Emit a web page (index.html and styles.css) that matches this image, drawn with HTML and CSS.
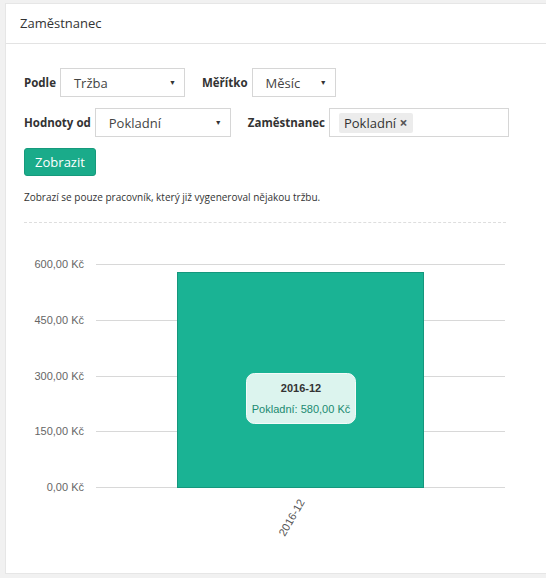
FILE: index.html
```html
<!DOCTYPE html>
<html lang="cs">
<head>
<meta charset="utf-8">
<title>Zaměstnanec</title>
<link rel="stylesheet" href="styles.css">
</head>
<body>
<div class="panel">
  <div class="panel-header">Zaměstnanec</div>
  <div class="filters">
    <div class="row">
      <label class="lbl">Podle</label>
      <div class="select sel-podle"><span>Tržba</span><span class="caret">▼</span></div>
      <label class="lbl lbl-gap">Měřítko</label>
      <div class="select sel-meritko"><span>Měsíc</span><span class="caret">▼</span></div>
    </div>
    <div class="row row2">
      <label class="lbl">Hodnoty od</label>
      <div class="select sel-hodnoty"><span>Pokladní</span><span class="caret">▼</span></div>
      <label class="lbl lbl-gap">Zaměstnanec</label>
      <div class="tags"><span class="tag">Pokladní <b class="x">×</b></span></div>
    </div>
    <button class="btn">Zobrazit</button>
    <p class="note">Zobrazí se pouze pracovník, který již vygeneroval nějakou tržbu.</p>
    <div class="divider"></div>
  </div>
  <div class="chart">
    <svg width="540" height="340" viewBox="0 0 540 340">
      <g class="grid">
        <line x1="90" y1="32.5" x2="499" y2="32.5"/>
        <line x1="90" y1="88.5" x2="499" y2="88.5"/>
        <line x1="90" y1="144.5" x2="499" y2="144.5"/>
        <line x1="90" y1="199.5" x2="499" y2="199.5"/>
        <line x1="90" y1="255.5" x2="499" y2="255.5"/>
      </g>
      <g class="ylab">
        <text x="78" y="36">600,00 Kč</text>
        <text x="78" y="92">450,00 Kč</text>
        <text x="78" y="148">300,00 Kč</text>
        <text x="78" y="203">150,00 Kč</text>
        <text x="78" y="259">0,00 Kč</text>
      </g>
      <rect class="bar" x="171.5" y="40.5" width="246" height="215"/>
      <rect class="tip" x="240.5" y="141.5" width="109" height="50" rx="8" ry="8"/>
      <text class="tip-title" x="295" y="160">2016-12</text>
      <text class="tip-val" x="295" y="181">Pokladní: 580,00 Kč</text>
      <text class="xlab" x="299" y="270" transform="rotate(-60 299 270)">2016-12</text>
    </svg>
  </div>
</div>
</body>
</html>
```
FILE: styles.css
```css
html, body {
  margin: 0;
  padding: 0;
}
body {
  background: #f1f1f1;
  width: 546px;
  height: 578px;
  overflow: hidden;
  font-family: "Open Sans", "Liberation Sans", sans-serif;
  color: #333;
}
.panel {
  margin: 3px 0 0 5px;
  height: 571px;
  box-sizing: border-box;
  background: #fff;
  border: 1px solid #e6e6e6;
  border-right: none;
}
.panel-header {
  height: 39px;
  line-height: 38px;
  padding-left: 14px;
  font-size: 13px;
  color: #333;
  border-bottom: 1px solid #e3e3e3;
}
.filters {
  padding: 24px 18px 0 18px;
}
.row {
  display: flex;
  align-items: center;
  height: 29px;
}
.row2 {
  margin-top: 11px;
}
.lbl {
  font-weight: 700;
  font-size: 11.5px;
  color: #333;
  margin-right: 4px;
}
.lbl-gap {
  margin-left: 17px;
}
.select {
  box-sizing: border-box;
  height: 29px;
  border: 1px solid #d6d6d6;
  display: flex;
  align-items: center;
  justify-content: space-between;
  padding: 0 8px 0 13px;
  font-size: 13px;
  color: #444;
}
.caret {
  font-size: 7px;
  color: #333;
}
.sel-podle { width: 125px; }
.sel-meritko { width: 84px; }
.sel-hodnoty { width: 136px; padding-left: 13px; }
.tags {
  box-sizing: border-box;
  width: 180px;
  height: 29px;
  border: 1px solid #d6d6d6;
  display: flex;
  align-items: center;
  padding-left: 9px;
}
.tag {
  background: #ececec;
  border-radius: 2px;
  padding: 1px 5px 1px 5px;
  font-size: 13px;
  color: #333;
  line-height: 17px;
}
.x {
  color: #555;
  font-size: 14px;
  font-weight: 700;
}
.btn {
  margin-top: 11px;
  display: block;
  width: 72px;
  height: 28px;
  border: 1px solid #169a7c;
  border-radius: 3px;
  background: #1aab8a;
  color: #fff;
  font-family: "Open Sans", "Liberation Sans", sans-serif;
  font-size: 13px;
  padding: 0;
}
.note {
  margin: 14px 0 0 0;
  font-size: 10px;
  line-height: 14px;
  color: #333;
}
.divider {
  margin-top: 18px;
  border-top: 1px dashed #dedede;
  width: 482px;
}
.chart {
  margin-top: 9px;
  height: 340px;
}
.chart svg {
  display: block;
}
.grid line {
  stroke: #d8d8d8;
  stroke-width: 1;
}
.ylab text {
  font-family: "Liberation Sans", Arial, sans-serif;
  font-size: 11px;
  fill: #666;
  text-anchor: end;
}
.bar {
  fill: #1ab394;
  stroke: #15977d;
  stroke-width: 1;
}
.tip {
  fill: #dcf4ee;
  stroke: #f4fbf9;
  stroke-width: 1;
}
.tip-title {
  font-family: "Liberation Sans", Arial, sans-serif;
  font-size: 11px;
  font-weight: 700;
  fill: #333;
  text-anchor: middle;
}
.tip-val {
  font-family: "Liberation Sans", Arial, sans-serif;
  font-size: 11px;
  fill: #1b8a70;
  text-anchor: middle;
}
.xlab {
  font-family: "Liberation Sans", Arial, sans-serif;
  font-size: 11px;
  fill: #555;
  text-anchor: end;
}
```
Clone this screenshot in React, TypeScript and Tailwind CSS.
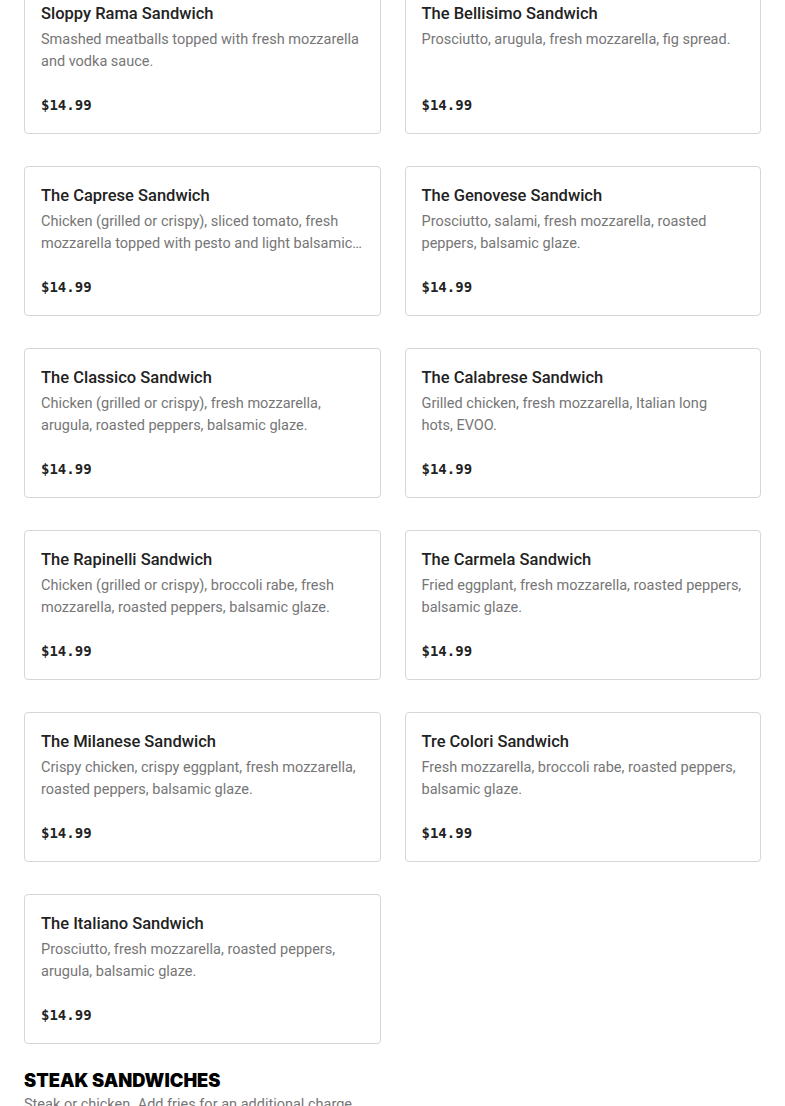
──────
● **Exercise goal**: Your copy should hold every record word for word and none of the pictures.

● **Exercise result**:
Emit a web page (index.html and styles.css) that matches this image, drawn with HTML and CSS.
FILE: index.html
```html
<!DOCTYPE html>
<html lang="cs">
<head>
<meta charset="utf-8">
<title>Zaměstnanec</title>
<link rel="stylesheet" href="styles.css">
</head>
<body>
<div class="panel">
  <div class="panel-header">Zaměstnanec</div>
  <div class="filters">
    <div class="row">
      <label class="lbl">Podle</label>
      <div class="select sel-podle"><span>Tržba</span><span class="caret">▼</span></div>
      <label class="lbl lbl-gap">Měřítko</label>
      <div class="select sel-meritko"><span>Měsíc</span><span class="caret">▼</span></div>
    </div>
    <div class="row row2">
      <label class="lbl">Hodnoty od</label>
      <div class="select sel-hodnoty"><span>Pokladní</span><span class="caret">▼</span></div>
      <label class="lbl lbl-gap">Zaměstnanec</label>
      <div class="tags"><span class="tag">Pokladní <b class="x">×</b></span></div>
    </div>
    <button class="btn">Zobrazit</button>
    <p class="note">Zobrazí se pouze pracovník, který již vygeneroval nějakou tržbu.</p>
    <div class="divider"></div>
  </div>
  <div class="chart">
    <svg width="540" height="340" viewBox="0 0 540 340">
      <g class="grid">
        <line x1="90" y1="32.5" x2="499" y2="32.5"/>
        <line x1="90" y1="88.5" x2="499" y2="88.5"/>
        <line x1="90" y1="144.5" x2="499" y2="144.5"/>
        <line x1="90" y1="199.5" x2="499" y2="199.5"/>
        <line x1="90" y1="255.5" x2="499" y2="255.5"/>
      </g>
      <g class="ylab">
        <text x="78" y="36">600,00 Kč</text>
        <text x="78" y="92">450,00 Kč</text>
        <text x="78" y="148">300,00 Kč</text>
        <text x="78" y="203">150,00 Kč</text>
        <text x="78" y="259">0,00 Kč</text>
      </g>
      <rect class="bar" x="171.5" y="40.5" width="246" height="215"/>
      <rect class="tip" x="240.5" y="141.5" width="109" height="50" rx="8" ry="8"/>
      <text class="tip-title" x="295" y="160">2016-12</text>
      <text class="tip-val" x="295" y="181">Pokladní: 580,00 Kč</text>
      <text class="xlab" x="299" y="270" transform="rotate(-60 299 270)">2016-12</text>
    </svg>
  </div>
</div>
</body>
</html>
```
FILE: styles.css
```css
html, body {
  margin: 0;
  padding: 0;
}
body {
  background: #f1f1f1;
  width: 546px;
  height: 578px;
  overflow: hidden;
  font-family: "Open Sans", "Liberation Sans", sans-serif;
  color: #333;
}
.panel {
  margin: 3px 0 0 5px;
  height: 571px;
  box-sizing: border-box;
  background: #fff;
  border: 1px solid #e6e6e6;
  border-right: none;
}
.panel-header {
  height: 39px;
  line-height: 38px;
  padding-left: 14px;
  font-size: 13px;
  color: #333;
  border-bottom: 1px solid #e3e3e3;
}
.filters {
  padding: 24px 18px 0 18px;
}
.row {
  display: flex;
  align-items: center;
  height: 29px;
}
.row2 {
  margin-top: 11px;
}
.lbl {
  font-weight: 700;
  font-size: 11.5px;
  color: #333;
  margin-right: 4px;
}
.lbl-gap {
  margin-left: 17px;
}
.select {
  box-sizing: border-box;
  height: 29px;
  border: 1px solid #d6d6d6;
  display: flex;
  align-items: center;
  justify-content: space-between;
  padding: 0 8px 0 13px;
  font-size: 13px;
  color: #444;
}
.caret {
  font-size: 7px;
  color: #333;
}
.sel-podle { width: 125px; }
.sel-meritko { width: 84px; }
.sel-hodnoty { width: 136px; padding-left: 13px; }
.tags {
  box-sizing: border-box;
  width: 180px;
  height: 29px;
  border: 1px solid #d6d6d6;
  display: flex;
  align-items: center;
  padding-left: 9px;
}
.tag {
  background: #ececec;
  border-radius: 2px;
  padding: 1px 5px 1px 5px;
  font-size: 13px;
  color: #333;
  line-height: 17px;
}
.x {
  color: #555;
  font-size: 14px;
  font-weight: 700;
}
.btn {
  margin-top: 11px;
  display: block;
  width: 72px;
  height: 28px;
  border: 1px solid #169a7c;
  border-radius: 3px;
  background: #1aab8a;
  color: #fff;
  font-family: "Open Sans", "Liberation Sans", sans-serif;
  font-size: 13px;
  padding: 0;
}
.note {
  margin: 14px 0 0 0;
  font-size: 10px;
  line-height: 14px;
  color: #333;
}
.divider {
  margin-top: 18px;
  border-top: 1px dashed #dedede;
  width: 482px;
}
.chart {
  margin-top: 9px;
  height: 340px;
}
.chart svg {
  display: block;
}
.grid line {
  stroke: #d8d8d8;
  stroke-width: 1;
}
.ylab text {
  font-family: "Liberation Sans", Arial, sans-serif;
  font-size: 11px;
  fill: #666;
  text-anchor: end;
}
.bar {
  fill: #1ab394;
  stroke: #15977d;
  stroke-width: 1;
}
.tip {
  fill: #dcf4ee;
  stroke: #f4fbf9;
  stroke-width: 1;
}
.tip-title {
  font-family: "Liberation Sans", Arial, sans-serif;
  font-size: 11px;
  font-weight: 700;
  fill: #333;
  text-anchor: middle;
}
.tip-val {
  font-family: "Liberation Sans", Arial, sans-serif;
  font-size: 11px;
  fill: #1b8a70;
  text-anchor: middle;
}
.xlab {
  font-family: "Liberation Sans", Arial, sans-serif;
  font-size: 11px;
  fill: #555;
  text-anchor: end;
}
```
Clone this screenshot in React, TypeScript and Tailwind CSS.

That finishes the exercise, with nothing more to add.